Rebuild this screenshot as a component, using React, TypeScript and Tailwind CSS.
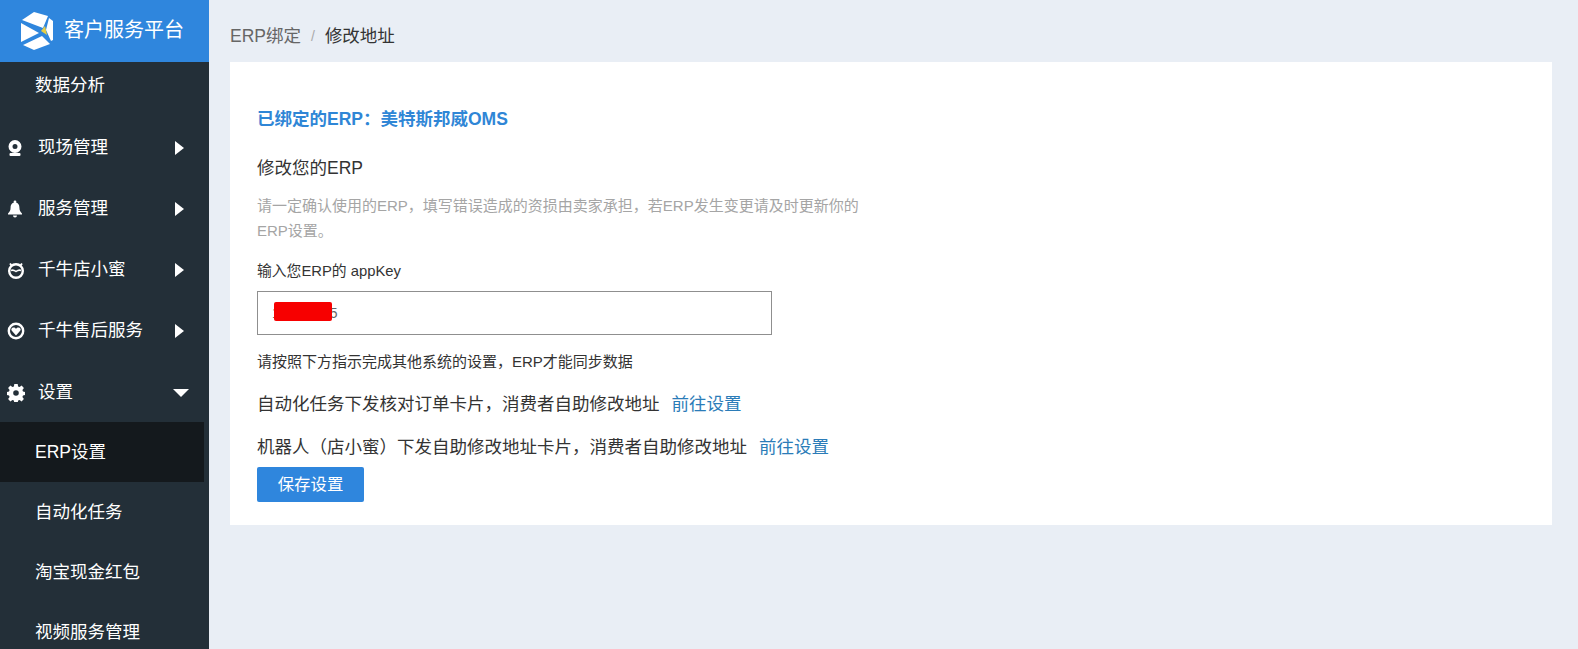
==
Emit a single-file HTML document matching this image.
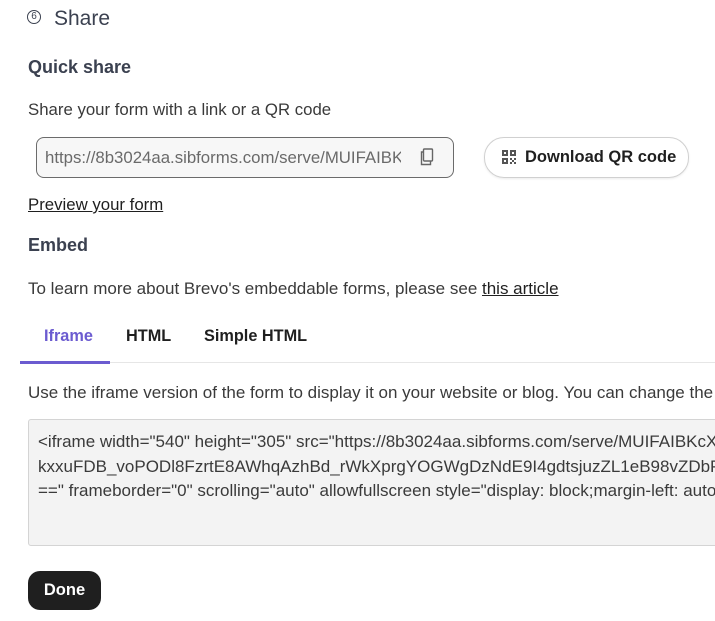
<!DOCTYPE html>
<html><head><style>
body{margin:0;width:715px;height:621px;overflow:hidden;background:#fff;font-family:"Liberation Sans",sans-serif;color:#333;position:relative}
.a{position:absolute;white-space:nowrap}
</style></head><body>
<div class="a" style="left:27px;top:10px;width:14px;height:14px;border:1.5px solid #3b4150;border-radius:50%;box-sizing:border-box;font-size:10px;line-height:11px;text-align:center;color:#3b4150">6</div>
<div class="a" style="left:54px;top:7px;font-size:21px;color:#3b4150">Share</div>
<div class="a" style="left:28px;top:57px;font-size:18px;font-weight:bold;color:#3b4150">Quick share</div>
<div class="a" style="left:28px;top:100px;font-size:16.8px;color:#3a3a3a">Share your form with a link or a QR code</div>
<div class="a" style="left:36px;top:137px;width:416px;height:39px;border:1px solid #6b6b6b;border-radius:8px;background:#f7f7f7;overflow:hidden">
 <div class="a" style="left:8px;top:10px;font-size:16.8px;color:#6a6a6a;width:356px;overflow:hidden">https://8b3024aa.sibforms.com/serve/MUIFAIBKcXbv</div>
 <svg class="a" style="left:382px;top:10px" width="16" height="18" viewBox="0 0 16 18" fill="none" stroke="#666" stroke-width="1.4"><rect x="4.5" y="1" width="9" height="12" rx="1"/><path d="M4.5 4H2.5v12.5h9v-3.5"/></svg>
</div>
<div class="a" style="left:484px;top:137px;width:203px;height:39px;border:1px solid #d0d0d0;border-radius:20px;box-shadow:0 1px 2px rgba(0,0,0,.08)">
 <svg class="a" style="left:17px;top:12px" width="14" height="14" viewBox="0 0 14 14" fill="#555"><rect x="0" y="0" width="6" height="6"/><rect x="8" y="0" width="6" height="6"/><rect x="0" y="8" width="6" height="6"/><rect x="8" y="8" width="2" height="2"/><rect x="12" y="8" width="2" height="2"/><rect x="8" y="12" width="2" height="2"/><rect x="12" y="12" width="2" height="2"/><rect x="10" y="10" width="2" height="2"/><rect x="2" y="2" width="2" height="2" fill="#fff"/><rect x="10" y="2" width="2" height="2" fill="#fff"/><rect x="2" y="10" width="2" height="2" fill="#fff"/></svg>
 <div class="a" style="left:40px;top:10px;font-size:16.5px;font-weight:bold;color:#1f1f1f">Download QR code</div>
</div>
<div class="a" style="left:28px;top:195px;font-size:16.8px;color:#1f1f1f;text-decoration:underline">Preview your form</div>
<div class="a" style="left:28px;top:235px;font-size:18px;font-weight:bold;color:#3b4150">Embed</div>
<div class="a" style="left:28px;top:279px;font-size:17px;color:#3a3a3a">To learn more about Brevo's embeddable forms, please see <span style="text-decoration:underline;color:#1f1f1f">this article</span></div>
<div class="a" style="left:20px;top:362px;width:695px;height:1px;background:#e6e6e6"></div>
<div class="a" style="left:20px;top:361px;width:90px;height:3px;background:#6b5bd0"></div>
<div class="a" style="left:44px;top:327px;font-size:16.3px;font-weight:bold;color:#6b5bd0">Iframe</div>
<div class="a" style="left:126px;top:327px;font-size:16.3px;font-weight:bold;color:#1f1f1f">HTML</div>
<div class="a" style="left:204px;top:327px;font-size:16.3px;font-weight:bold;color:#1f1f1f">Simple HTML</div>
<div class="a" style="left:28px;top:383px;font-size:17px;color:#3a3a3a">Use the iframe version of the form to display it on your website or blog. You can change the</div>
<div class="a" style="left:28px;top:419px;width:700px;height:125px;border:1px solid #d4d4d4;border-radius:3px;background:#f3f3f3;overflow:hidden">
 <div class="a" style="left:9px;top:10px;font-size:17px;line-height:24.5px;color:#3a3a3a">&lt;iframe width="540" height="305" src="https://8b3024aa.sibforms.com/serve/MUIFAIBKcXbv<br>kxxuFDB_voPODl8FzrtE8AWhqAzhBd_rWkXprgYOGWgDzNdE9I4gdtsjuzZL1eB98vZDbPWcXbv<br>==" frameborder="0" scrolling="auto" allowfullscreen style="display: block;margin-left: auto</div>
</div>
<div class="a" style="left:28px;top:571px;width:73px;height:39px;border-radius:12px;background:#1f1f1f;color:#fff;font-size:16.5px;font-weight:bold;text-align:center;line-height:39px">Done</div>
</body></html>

#### Instruction
Extract all lines containing the word "this".

#### Exercise answer
Rebuild this screenshot as a component, using React, TypeScript and Tailwind CSS.
Emit a single-file HTML document matching this image.
<div class="a" style="left:28px;top:279px;font-size:17px;color:#3a3a3a">To learn more about Brevo's embeddable forms, please see <span style="text-decoration:underline;color:#1f1f1f">this article</span></div>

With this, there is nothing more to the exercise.